*Entries supplied:*

· · · · ·

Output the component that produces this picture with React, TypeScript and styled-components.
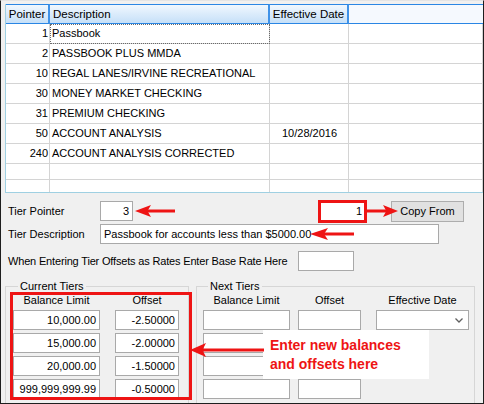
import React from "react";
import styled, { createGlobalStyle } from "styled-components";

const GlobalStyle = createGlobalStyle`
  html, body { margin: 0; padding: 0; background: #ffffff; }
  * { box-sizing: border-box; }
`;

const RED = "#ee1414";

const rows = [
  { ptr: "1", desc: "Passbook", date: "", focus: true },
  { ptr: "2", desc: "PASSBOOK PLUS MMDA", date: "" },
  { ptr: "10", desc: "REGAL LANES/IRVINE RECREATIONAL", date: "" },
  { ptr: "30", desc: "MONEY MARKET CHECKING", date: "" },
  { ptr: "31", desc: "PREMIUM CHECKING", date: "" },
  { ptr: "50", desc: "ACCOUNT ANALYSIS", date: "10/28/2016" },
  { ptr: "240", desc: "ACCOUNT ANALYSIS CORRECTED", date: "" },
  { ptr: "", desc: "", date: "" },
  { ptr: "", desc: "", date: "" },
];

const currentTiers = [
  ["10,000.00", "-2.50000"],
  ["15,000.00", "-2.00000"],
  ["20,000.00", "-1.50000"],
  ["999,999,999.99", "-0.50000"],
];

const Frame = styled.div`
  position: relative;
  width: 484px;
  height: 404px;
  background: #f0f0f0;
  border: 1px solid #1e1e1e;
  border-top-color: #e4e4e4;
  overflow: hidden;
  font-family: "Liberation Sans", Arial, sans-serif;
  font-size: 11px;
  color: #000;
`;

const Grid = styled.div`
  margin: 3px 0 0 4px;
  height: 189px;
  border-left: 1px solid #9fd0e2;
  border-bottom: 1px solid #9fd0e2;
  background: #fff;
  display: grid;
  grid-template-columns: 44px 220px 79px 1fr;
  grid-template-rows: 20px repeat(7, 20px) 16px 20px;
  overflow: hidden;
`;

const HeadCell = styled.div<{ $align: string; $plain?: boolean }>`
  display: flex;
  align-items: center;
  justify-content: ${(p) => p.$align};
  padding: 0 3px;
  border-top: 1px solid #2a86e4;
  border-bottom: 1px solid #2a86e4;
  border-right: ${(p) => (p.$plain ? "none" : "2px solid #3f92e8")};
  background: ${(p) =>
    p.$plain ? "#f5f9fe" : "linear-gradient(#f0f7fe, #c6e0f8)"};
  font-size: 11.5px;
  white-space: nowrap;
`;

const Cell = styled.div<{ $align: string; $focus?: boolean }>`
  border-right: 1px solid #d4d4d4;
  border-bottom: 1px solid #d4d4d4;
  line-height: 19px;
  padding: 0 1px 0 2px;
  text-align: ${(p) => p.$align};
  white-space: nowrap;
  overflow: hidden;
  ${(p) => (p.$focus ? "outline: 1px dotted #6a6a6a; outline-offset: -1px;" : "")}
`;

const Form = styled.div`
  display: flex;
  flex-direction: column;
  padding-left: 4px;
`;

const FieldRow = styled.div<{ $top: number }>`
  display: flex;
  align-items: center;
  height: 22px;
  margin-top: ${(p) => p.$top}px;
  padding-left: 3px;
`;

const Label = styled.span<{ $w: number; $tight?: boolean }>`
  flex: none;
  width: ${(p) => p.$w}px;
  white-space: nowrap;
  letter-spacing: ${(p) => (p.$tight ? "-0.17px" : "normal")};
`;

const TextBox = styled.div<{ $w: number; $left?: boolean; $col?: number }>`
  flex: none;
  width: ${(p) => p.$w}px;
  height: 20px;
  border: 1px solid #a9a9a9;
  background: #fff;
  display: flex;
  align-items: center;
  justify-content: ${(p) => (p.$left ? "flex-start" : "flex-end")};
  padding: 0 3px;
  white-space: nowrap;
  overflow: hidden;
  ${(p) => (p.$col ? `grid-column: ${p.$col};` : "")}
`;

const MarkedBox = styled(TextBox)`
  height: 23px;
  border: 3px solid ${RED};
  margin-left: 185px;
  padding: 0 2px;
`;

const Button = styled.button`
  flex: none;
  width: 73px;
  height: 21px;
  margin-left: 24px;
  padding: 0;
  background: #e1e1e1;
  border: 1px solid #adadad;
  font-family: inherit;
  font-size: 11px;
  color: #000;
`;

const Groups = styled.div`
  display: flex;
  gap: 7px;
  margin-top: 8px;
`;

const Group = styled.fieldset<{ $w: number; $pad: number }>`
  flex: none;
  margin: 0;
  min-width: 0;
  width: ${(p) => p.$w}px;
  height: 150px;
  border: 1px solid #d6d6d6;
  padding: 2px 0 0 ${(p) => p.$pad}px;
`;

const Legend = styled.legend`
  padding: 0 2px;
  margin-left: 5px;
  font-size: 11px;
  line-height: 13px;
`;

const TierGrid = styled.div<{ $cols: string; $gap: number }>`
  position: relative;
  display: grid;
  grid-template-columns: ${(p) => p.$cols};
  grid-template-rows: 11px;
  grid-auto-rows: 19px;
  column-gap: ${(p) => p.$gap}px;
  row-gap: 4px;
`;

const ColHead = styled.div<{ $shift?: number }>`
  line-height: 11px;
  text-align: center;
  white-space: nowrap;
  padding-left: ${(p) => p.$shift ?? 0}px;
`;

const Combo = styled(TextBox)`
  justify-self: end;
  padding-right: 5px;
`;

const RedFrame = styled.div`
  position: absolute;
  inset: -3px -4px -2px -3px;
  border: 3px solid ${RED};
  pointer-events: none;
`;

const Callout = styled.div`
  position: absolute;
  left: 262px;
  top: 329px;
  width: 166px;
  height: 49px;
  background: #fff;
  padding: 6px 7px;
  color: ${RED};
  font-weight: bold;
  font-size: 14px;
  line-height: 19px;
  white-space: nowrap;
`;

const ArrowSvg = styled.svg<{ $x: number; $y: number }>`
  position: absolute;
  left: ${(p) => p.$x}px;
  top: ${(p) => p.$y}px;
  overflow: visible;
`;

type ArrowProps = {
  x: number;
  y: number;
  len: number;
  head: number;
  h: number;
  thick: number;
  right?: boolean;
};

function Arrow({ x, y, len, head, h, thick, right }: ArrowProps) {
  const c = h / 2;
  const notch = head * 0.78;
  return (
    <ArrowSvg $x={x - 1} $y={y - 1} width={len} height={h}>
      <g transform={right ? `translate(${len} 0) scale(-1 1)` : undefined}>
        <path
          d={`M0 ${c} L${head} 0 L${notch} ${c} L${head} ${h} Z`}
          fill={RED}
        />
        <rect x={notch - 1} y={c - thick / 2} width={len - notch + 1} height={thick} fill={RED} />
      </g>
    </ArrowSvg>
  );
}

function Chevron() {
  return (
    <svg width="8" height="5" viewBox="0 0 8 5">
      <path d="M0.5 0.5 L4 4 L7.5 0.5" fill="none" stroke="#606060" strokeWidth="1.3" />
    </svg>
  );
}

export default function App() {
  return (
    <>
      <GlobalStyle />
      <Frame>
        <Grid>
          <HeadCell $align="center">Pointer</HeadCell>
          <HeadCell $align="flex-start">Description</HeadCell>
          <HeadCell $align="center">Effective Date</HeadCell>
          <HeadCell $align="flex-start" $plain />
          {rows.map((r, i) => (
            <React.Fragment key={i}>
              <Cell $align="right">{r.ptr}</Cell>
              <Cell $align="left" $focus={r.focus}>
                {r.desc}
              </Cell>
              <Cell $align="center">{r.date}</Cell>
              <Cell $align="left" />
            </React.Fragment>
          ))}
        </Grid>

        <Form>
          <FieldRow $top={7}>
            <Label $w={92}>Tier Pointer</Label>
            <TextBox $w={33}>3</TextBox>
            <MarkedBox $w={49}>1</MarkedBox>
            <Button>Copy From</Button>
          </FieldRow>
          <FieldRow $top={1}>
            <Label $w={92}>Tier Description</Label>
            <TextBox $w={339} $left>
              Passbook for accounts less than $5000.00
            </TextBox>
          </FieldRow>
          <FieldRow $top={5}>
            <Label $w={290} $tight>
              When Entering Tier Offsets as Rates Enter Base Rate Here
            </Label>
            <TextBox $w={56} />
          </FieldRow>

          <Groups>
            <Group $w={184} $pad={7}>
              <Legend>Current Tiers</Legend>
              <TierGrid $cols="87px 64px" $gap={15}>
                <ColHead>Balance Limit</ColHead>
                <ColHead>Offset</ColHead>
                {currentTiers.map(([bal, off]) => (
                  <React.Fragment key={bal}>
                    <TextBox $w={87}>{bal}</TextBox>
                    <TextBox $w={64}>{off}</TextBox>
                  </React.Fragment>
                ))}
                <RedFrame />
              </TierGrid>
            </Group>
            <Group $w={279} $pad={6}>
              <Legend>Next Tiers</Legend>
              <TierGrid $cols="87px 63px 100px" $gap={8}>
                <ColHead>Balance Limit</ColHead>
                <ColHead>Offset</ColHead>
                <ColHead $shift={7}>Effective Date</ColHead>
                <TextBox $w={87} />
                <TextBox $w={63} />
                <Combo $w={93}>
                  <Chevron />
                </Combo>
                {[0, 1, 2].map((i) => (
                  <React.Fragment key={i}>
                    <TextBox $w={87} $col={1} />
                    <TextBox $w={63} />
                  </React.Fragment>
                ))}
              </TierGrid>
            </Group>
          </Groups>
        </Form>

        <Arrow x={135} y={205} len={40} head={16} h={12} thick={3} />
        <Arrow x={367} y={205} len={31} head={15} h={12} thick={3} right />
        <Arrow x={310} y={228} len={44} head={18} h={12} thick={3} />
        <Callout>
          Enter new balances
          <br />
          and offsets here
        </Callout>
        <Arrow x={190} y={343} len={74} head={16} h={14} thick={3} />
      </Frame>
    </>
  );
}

· · · · ·

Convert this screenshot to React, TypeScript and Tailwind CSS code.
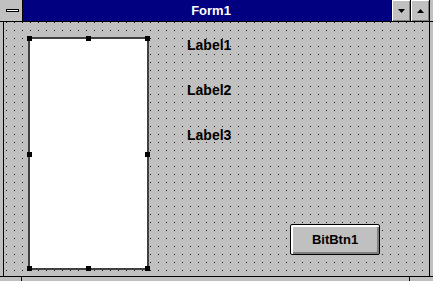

· · · · ·

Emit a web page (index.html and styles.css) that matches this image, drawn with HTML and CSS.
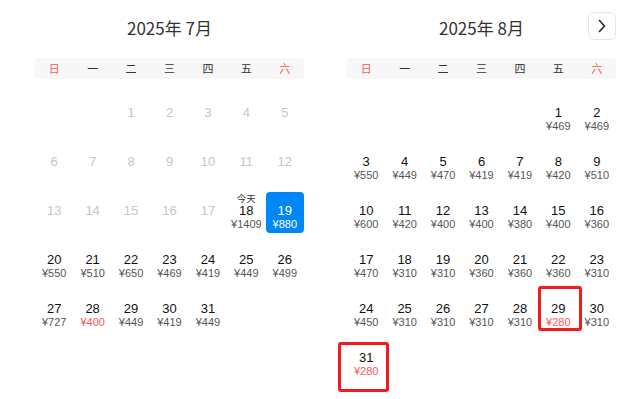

· · · · ·

*Short exercise:*
Lines of the material that contain the word "React" are to be gathered.

*Final answer:*
Output the component that produces this picture with React, TypeScript and styled-components.
import React from "react";
            <React.Fragment key={i}>
            </React.Fragment>
                  <React.Fragment key={bal}>
                  </React.Fragment>
                  <React.Fragment key={i}>
                  </React.Fragment>
Convert this screenshot to React, TypeScript and Tailwind CSS code.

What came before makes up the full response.